## Entries taken from a collection
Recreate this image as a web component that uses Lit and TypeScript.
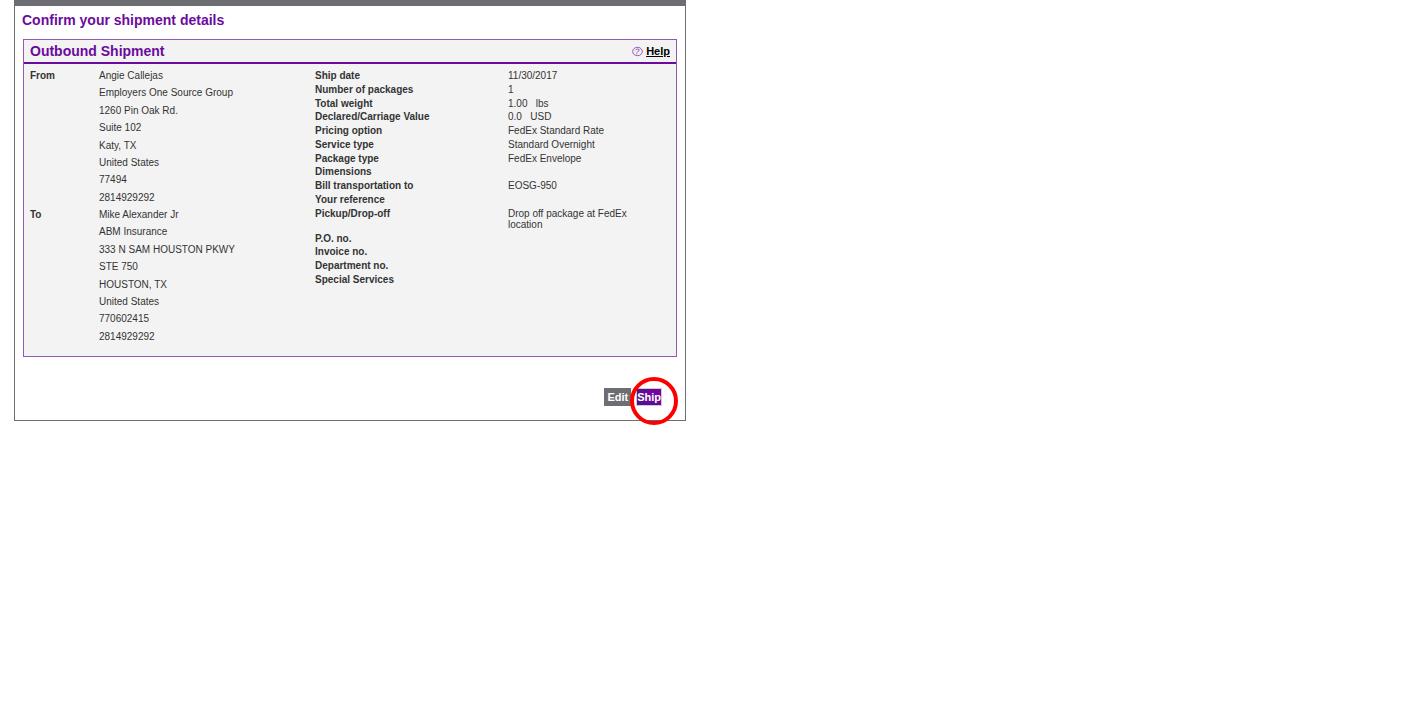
import { LitElement, html, css } from "lit";
import { customElement } from "lit/decorators.js";

interface Address {
  label: string;
  lines: string[];
}

const ADDRESSES: Address[] = [
  {
    label: "From",
    lines: [
      "Angie Callejas",
      "Employers One Source Group",
      "1260 Pin Oak Rd.",
      "Suite 102",
      "Katy, TX",
      "United States",
      "77494",
      "2814929292",
    ],
  },
  {
    label: "To",
    lines: [
      "Mike Alexander Jr",
      "ABM Insurance",
      "333 N SAM HOUSTON PKWY",
      "STE 750",
      "HOUSTON, TX",
      "United States",
      "770602415",
      "2814929292",
    ],
  },
];

const DETAILS: [string, string][] = [
  ["Ship date", "11/30/2017"],
  ["Number of packages", "1"],
  ["Total weight", "1.00\u00a0\u00a0 lbs"],
  ["Declared/Carriage Value", "0.0\u00a0\u00a0 USD"],
  ["Pricing option", "FedEx Standard Rate"],
  ["Service type", "Standard Overnight"],
  ["Package type", "FedEx Envelope"],
  ["Dimensions", ""],
  ["Bill transportation to", "EOSG-950"],
  ["Your reference", ""],
  ["Pickup/Drop-off", "Drop off package at FedEx location"],
  ["P.O. no.", ""],
  ["Invoice no.", ""],
  ["Department no.", ""],
  ["Special Services", ""],
];

@customElement("app-root")
export class AppRoot extends LitElement {
  static styles = css`
    :host {
      display: block;
      min-height: 100vh;
      background: #fff;
      font-family: "Liberation Sans", Arial, sans-serif;
      font-size: 10px;
      line-height: 11px;
      color: #333;
    }
    * {
      box-sizing: border-box;
    }
    .page {
      max-width: 672px;
      margin: 0 14px;
      padding: 5px 8px 14px;
      border: 1px solid #6d6e71;
      border-top-width: 6px;
    }
    h1,
    h2 {
      margin: 0;
      font-size: 14px;
      line-height: 18px;
      color: #6b0a9e;
    }
    h1 {
      padding-bottom: 10px;
      margin-left: -1px;
    }
    .card {
      border: 1px solid #9557b4;
      background: #f3f3f3;
    }
    .head {
      display: flex;
      justify-content: space-between;
      align-items: center;
      padding: 2px 6px;
      border-bottom: 2px solid #6b0a9e;
    }
    .help {
      display: flex;
      align-items: center;
      gap: 3px;
      font-size: 11px;
      font-weight: bold;
      color: #000;
      text-decoration: none;
    }
    .help span {
      text-decoration: underline;
    }
    .body {
      display: grid;
      grid-template-columns: 285fr 355fr;
      align-items: start;
      padding: 3px 6px 11px;
    }
    dl,
    dd {
      margin: 0;
    }
    dt {
      font-weight: bold;
    }
    .addresses {
      display: grid;
      grid-template-columns: 69px 1fr;
      grid-auto-rows: 1fr;
      min-height: 278px;
    }
    .address {
      display: grid;
      grid-template-columns: subgrid;
      grid-column: span 2;
    }
    .lines {
      display: grid;
      grid-auto-rows: 1fr;
    }
    .addresses dt,
    .line {
      line-height: 17px;
    }
    .details {
      display: grid;
      align-content: space-between;
      min-height: 215px;
      margin-top: 3px;
    }
    .detail {
      display: grid;
      grid-template-columns: 193px minmax(0, 130px);
    }
    .actions {
      display: flex;
      justify-content: flex-end;
      align-items: center;
      gap: 5px;
      padding: 31px 15px 0 0;
    }
    button {
      border: 0;
      padding: 0 3px;
      font: bold 11px/18px "Liberation Sans", Arial, sans-serif;
      color: #fff;
      background: #6d6e71;
    }
    .ship-wrap {
      position: relative;
      display: flex;
    }
    .ship {
      padding: 0;
      line-height: 16px;
      border: 1px solid #ccc;
      background: linear-gradient(70deg, #4d148c, #7a00a8);
    }
    .ring {
      position: absolute;
      right: -16px;
      top: -11px;
      width: 48px;
      height: 48px;
      border: 4px solid #f00;
      border-radius: 50%;
      pointer-events: none;
    }
  `;

  render() {
    return html`
      <main class="page">
        <h1>Confirm your shipment details</h1>
        <section class="card">
          <header class="head">
            <h2>Outbound Shipment</h2>
            <a class="help" href="#help">
              <svg width="11" height="11" viewBox="0 0 11 11" fill="none" aria-hidden="true">
                <ellipse cx="5.5" cy="5.5" rx="4.8" ry="4.2" stroke="#9557b4" />
                <path d="M3.6 4.3Q4 3 5.6 3 7.4 3 7.2 4.2 7 5.1 5.8 5.5 5 5.9 4.9 6.6M4.8 7.3V8.4" stroke="#9557b4" />
              </svg>
              <span>Help</span>
            </a>
          </header>
          <div class="body">
            <dl class="addresses">
              ${ADDRESSES.map(
                (a) => html`<div class="address">
                  <dt>${a.label}</dt>
                  <dd class="lines">${a.lines.map((l) => html`<div class="line">${l}</div>`)}</dd>
                </div>`
              )}
            </dl>
            <dl class="details">
              ${DETAILS.map(
                ([k, v]) => html`<div class="detail">
                  <dt>${k}</dt>
                  <dd>${v}</dd>
                </div>`
              )}
            </dl>
          </div>
        </section>
        <div class="actions">
          <button type="button">Edit</button>
          <div class="ship-wrap">
            <button type="button" class="ship">Ship</button>
            <span class="ring"></span>
          </div>
        </div>
      </main>
    `;
  }
}
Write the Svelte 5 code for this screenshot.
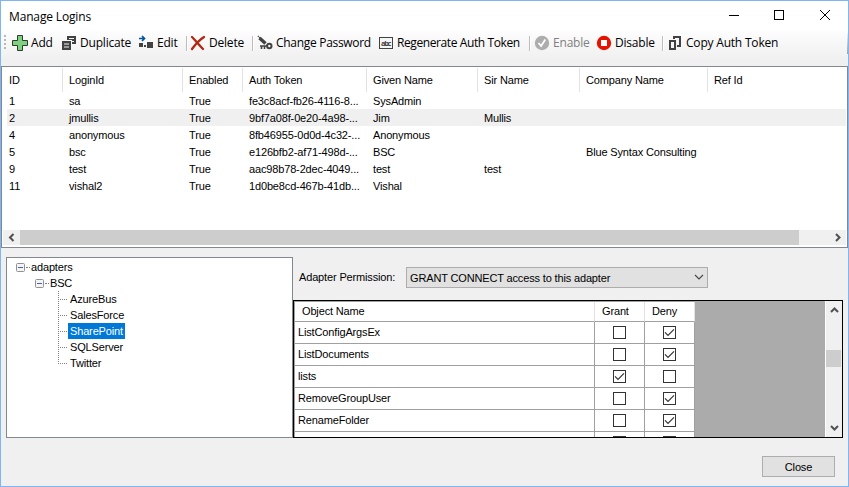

## Directive
Repeat the material above in full and exactly, apart from the pictures.

## Answer to the task
Recreate this image as a web component that uses Lit and TypeScript.
import { LitElement, html, css } from "lit";
import { customElement } from "lit/decorators.js";

interface Address {
  label: string;
  lines: string[];
}

const ADDRESSES: Address[] = [
  {
    label: "From",
    lines: [
      "Angie Callejas",
      "Employers One Source Group",
      "1260 Pin Oak Rd.",
      "Suite 102",
      "Katy, TX",
      "United States",
      "77494",
      "2814929292",
    ],
  },
  {
    label: "To",
    lines: [
      "Mike Alexander Jr",
      "ABM Insurance",
      "333 N SAM HOUSTON PKWY",
      "STE 750",
      "HOUSTON, TX",
      "United States",
      "770602415",
      "2814929292",
    ],
  },
];

const DETAILS: [string, string][] = [
  ["Ship date", "11/30/2017"],
  ["Number of packages", "1"],
  ["Total weight", "1.00\u00a0\u00a0 lbs"],
  ["Declared/Carriage Value", "0.0\u00a0\u00a0 USD"],
  ["Pricing option", "FedEx Standard Rate"],
  ["Service type", "Standard Overnight"],
  ["Package type", "FedEx Envelope"],
  ["Dimensions", ""],
  ["Bill transportation to", "EOSG-950"],
  ["Your reference", ""],
  ["Pickup/Drop-off", "Drop off package at FedEx location"],
  ["P.O. no.", ""],
  ["Invoice no.", ""],
  ["Department no.", ""],
  ["Special Services", ""],
];

@customElement("app-root")
export class AppRoot extends LitElement {
  static styles = css`
    :host {
      display: block;
      min-height: 100vh;
      background: #fff;
      font-family: "Liberation Sans", Arial, sans-serif;
      font-size: 10px;
      line-height: 11px;
      color: #333;
    }
    * {
      box-sizing: border-box;
    }
    .page {
      max-width: 672px;
      margin: 0 14px;
      padding: 5px 8px 14px;
      border: 1px solid #6d6e71;
      border-top-width: 6px;
    }
    h1,
    h2 {
      margin: 0;
      font-size: 14px;
      line-height: 18px;
      color: #6b0a9e;
    }
    h1 {
      padding-bottom: 10px;
      margin-left: -1px;
    }
    .card {
      border: 1px solid #9557b4;
      background: #f3f3f3;
    }
    .head {
      display: flex;
      justify-content: space-between;
      align-items: center;
      padding: 2px 6px;
      border-bottom: 2px solid #6b0a9e;
    }
    .help {
      display: flex;
      align-items: center;
      gap: 3px;
      font-size: 11px;
      font-weight: bold;
      color: #000;
      text-decoration: none;
    }
    .help span {
      text-decoration: underline;
    }
    .body {
      display: grid;
      grid-template-columns: 285fr 355fr;
      align-items: start;
      padding: 3px 6px 11px;
    }
    dl,
    dd {
      margin: 0;
    }
    dt {
      font-weight: bold;
    }
    .addresses {
      display: grid;
      grid-template-columns: 69px 1fr;
      grid-auto-rows: 1fr;
      min-height: 278px;
    }
    .address {
      display: grid;
      grid-template-columns: subgrid;
      grid-column: span 2;
    }
    .lines {
      display: grid;
      grid-auto-rows: 1fr;
    }
    .addresses dt,
    .line {
      line-height: 17px;
    }
    .details {
      display: grid;
      align-content: space-between;
      min-height: 215px;
      margin-top: 3px;
    }
    .detail {
      display: grid;
      grid-template-columns: 193px minmax(0, 130px);
    }
    .actions {
      display: flex;
      justify-content: flex-end;
      align-items: center;
      gap: 5px;
      padding: 31px 15px 0 0;
    }
    button {
      border: 0;
      padding: 0 3px;
      font: bold 11px/18px "Liberation Sans", Arial, sans-serif;
      color: #fff;
      background: #6d6e71;
    }
    .ship-wrap {
      position: relative;
      display: flex;
    }
    .ship {
      padding: 0;
      line-height: 16px;
      border: 1px solid #ccc;
      background: linear-gradient(70deg, #4d148c, #7a00a8);
    }
    .ring {
      position: absolute;
      right: -16px;
      top: -11px;
      width: 48px;
      height: 48px;
      border: 4px solid #f00;
      border-radius: 50%;
      pointer-events: none;
    }
  `;

  render() {
    return html`
      <main class="page">
        <h1>Confirm your shipment details</h1>
        <section class="card">
          <header class="head">
            <h2>Outbound Shipment</h2>
            <a class="help" href="#help">
              <svg width="11" height="11" viewBox="0 0 11 11" fill="none" aria-hidden="true">
                <ellipse cx="5.5" cy="5.5" rx="4.8" ry="4.2" stroke="#9557b4" />
                <path d="M3.6 4.3Q4 3 5.6 3 7.4 3 7.2 4.2 7 5.1 5.8 5.5 5 5.9 4.9 6.6M4.8 7.3V8.4" stroke="#9557b4" />
              </svg>
              <span>Help</span>
            </a>
          </header>
          <div class="body">
            <dl class="addresses">
              ${ADDRESSES.map(
                (a) => html`<div class="address">
                  <dt>${a.label}</dt>
                  <dd class="lines">${a.lines.map((l) => html`<div class="line">${l}</div>`)}</dd>
                </div>`
              )}
            </dl>
            <dl class="details">
              ${DETAILS.map(
                ([k, v]) => html`<div class="detail">
                  <dt>${k}</dt>
                  <dd>${v}</dd>
                </div>`
              )}
            </dl>
          </div>
        </section>
        <div class="actions">
          <button type="button">Edit</button>
          <div class="ship-wrap">
            <button type="button" class="ship">Ship</button>
            <span class="ring"></span>
          </div>
        </div>
      </main>
    `;
  }
}
Write the Svelte 5 code for this screenshot.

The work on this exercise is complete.